Provided material
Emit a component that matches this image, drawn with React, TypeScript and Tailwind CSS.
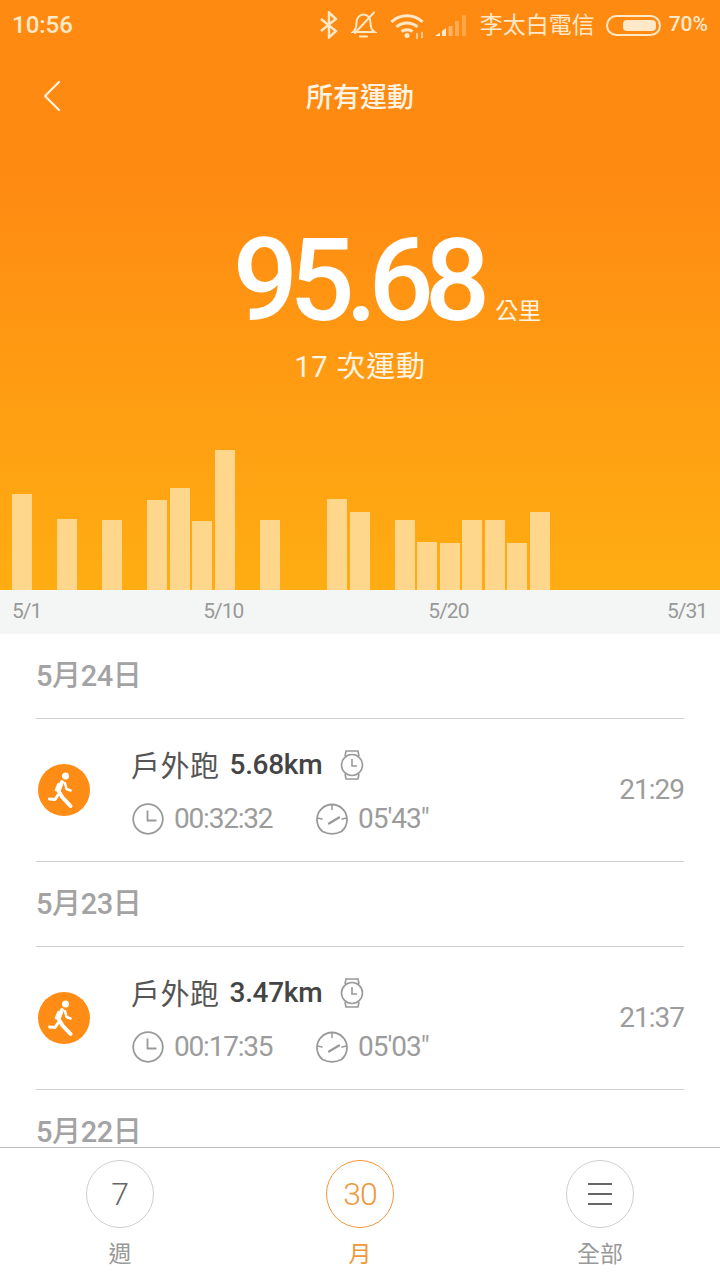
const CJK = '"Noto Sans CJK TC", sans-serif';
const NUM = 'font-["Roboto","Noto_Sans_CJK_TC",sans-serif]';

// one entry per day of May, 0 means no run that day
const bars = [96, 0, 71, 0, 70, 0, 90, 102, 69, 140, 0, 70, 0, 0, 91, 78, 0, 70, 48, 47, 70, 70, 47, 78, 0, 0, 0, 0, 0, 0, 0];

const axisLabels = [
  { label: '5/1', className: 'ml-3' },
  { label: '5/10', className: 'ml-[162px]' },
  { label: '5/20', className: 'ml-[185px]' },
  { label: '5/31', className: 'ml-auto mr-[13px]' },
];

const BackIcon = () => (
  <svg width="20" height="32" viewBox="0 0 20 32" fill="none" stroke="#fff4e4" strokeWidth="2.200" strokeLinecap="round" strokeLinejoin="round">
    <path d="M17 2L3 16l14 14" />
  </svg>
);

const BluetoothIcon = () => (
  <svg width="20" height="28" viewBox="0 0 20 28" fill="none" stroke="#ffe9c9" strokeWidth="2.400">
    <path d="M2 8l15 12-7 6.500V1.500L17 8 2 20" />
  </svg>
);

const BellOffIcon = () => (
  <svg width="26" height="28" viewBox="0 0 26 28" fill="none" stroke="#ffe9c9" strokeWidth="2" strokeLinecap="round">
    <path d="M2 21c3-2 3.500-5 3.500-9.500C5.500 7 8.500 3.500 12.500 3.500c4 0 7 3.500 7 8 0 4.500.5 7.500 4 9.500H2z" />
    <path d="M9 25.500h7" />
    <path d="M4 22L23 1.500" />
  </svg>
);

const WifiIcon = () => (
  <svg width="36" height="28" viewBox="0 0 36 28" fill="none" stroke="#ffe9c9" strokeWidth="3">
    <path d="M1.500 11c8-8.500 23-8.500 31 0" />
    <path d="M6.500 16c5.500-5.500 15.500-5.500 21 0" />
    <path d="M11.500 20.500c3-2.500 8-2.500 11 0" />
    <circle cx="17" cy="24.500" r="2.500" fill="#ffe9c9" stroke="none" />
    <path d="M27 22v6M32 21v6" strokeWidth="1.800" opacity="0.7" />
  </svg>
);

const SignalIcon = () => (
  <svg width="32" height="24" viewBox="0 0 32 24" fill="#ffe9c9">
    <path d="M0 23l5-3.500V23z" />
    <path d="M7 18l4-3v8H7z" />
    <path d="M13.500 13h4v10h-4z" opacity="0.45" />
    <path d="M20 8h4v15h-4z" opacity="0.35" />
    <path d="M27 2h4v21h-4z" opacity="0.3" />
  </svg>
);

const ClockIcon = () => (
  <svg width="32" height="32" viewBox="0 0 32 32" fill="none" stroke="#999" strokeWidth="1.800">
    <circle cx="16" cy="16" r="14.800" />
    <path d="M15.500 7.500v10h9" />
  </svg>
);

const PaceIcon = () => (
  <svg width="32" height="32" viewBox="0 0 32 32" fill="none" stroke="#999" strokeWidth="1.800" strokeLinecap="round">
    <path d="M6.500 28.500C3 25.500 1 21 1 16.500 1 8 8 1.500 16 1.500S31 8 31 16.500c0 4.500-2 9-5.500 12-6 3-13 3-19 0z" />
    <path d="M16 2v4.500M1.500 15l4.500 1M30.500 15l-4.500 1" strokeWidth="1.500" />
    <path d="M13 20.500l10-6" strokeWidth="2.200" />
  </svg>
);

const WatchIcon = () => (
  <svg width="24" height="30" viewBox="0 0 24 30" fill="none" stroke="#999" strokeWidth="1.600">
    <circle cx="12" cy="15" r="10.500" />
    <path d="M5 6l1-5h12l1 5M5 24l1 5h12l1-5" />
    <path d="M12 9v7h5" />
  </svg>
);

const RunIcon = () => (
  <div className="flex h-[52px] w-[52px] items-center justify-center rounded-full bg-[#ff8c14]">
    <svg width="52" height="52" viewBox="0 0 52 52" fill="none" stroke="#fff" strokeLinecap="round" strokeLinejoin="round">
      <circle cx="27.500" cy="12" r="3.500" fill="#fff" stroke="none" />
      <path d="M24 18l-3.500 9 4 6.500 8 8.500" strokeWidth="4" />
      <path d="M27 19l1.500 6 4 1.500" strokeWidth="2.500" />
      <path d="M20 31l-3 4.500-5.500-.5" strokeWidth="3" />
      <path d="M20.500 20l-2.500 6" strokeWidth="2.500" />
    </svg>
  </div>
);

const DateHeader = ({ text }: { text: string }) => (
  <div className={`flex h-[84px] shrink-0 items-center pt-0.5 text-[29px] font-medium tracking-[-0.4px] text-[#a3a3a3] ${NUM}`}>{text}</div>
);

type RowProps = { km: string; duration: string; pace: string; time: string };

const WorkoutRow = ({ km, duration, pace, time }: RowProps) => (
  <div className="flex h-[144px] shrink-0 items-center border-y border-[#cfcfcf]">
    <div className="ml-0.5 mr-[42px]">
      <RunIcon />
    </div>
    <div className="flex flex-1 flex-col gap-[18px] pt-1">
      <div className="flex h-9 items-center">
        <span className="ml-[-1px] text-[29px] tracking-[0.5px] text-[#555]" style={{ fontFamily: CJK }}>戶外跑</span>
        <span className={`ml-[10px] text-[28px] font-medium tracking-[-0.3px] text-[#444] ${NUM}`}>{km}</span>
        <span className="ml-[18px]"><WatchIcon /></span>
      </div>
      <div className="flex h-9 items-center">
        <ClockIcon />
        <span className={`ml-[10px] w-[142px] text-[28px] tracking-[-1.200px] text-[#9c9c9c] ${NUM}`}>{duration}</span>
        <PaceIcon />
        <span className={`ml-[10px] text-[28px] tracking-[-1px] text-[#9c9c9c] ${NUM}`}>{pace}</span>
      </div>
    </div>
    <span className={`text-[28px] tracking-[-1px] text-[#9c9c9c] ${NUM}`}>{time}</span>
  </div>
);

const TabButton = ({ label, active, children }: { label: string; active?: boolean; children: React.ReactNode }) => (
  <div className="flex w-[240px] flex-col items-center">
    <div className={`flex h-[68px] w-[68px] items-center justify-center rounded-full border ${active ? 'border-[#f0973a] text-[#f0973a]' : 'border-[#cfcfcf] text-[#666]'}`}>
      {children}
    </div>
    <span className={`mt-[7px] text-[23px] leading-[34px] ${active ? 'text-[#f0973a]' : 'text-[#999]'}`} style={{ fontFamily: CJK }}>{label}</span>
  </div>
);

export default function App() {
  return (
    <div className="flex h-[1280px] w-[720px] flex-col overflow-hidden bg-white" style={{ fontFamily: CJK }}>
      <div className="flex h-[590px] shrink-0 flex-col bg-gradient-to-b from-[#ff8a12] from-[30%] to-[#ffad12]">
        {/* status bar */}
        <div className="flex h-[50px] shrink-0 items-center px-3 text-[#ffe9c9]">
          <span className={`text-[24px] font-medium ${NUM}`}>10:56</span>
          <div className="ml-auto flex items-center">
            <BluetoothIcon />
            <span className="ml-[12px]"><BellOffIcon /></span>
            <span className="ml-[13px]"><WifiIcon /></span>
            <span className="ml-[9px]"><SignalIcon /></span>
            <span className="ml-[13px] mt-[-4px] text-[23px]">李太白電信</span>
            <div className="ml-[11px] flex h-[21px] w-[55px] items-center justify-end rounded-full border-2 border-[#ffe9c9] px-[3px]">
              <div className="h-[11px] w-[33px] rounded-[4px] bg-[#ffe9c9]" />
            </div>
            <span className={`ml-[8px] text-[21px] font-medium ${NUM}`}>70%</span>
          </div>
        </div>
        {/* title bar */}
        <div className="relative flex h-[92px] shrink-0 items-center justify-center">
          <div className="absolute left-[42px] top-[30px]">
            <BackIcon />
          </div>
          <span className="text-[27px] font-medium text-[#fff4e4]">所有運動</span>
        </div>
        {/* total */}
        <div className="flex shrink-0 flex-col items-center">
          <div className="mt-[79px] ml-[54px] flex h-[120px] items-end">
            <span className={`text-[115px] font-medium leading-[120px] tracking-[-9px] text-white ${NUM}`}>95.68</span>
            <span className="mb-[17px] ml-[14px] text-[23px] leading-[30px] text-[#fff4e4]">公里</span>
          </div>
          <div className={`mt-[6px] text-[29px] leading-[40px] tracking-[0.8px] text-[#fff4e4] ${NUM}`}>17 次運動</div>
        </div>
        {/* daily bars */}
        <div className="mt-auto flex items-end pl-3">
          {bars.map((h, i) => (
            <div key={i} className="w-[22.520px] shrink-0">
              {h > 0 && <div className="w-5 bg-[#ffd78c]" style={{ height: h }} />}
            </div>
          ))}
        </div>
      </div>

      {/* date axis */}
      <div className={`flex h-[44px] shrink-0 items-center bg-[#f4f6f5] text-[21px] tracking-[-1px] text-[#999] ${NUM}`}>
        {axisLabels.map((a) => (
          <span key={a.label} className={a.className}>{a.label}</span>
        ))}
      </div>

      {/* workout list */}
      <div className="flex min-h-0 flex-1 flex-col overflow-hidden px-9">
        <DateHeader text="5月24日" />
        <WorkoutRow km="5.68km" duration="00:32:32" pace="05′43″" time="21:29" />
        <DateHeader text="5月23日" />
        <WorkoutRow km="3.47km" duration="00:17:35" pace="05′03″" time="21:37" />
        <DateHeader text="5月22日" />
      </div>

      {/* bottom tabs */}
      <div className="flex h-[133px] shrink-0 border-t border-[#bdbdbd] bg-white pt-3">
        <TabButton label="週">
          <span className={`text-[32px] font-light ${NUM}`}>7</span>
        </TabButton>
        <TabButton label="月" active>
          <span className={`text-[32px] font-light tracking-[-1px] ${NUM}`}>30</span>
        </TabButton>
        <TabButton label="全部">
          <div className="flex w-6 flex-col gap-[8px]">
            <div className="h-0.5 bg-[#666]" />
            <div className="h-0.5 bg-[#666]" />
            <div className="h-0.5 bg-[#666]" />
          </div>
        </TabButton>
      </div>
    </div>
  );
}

Your objective
Identify every line where the string "that" appears.

Answer for the task
Emit a component that matches this image, drawn with React, TypeScript and Tailwind CSS.
// one entry per day of May, 0 means no run that day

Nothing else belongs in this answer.